Where the Pyrénées Meet the Catalan Table
The road into Molitg-les-Bains descends through pine-covered gorges before the thermal village appears, compact and slightly out of time, tucked against the rock face of the Conflent valley. It is not the kind of address you arrive at by accident. That deliberate remoteness shapes everything about dining here: the pace is slower, the expectations are recalibrated, and the instinct to linger over a table comes naturally. Òliba sits along the Route des Bains, and the approach itself — the thermal-spa ambience of the surroundings, the mountain air, the absence of urban distraction — sets the register before you have ordered a thing.
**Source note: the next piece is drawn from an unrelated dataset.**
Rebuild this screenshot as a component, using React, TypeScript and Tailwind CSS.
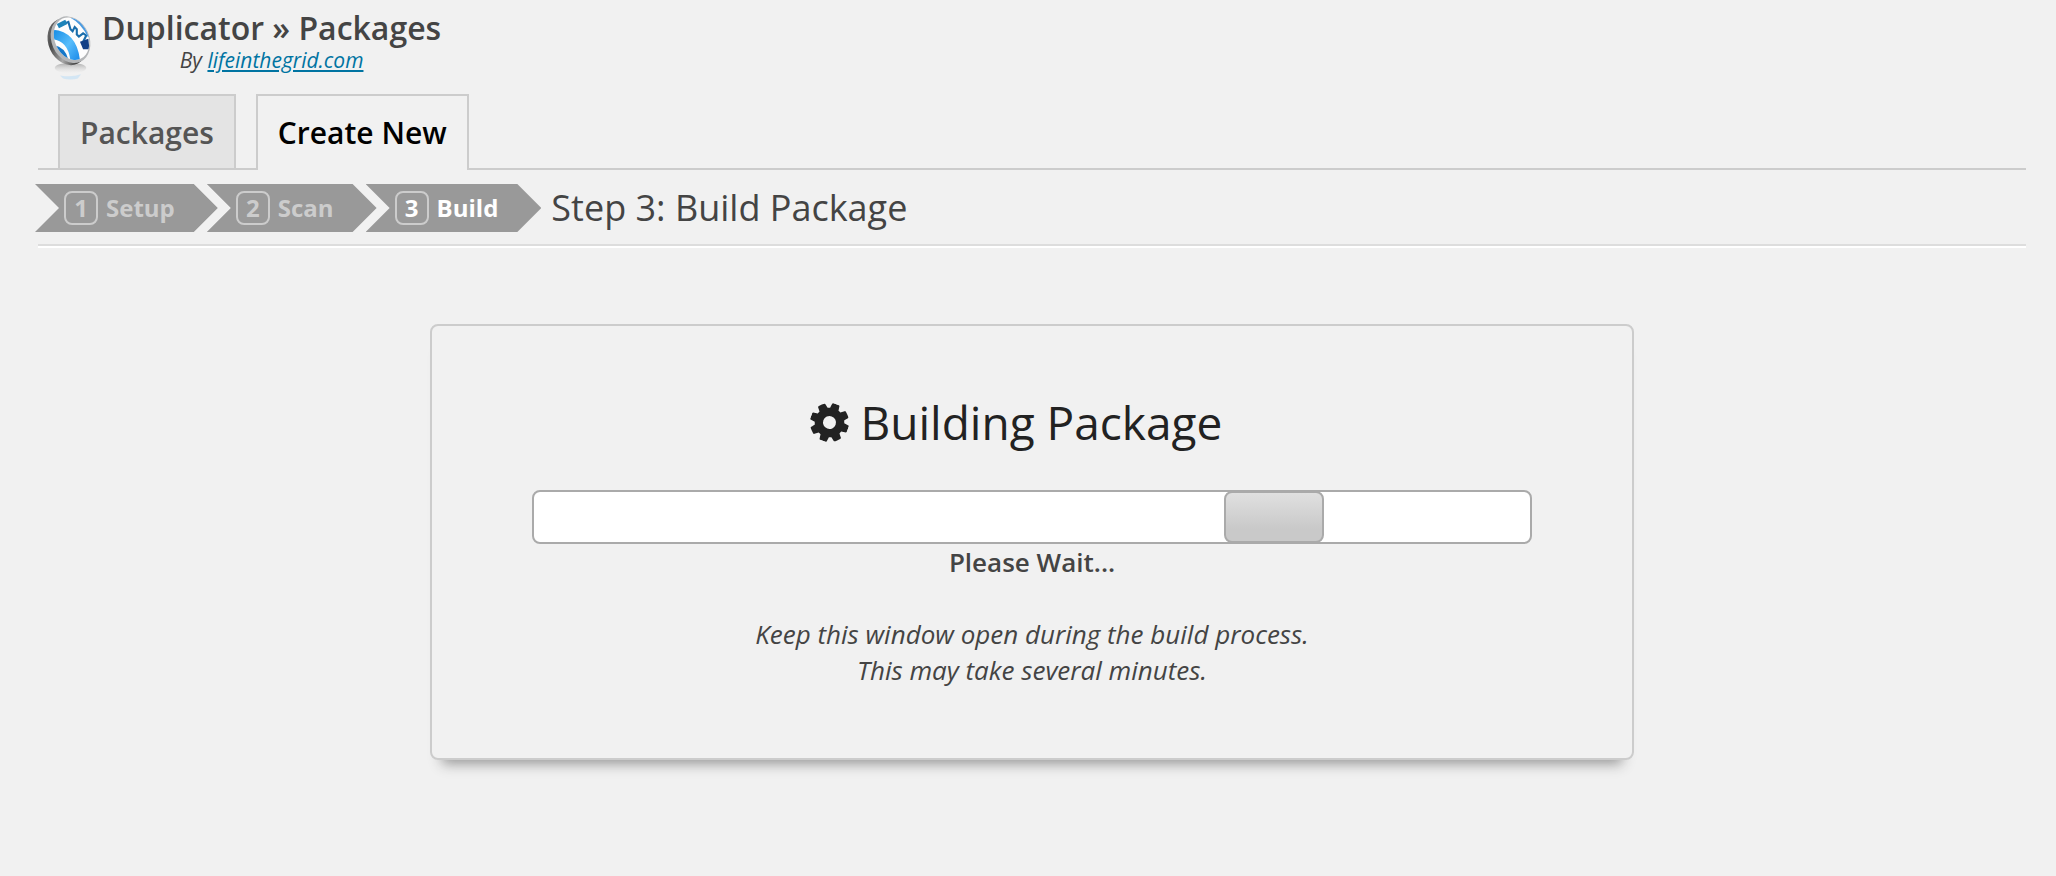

The name Òliba is Catalan for olive tree, a quiet statement of where the kitchen's roots lie. Molitg-les-Bains sits in the Pyrénées-Orientales, the French department that borders Catalonia and has historically traded as much with Perpignan and Girona as with Paris. The food here has always straddled both sides of the mountains. Òliba works inside that tradition, running a Catalan Spanish cuisine through a French register, with chef Nelson Müller at the pass. The result is a creative cooking program that Michelin has recognised with its Plate award in both 2024 and 2025, the Plate designation marking cooking that merits attention without yet carrying star weight.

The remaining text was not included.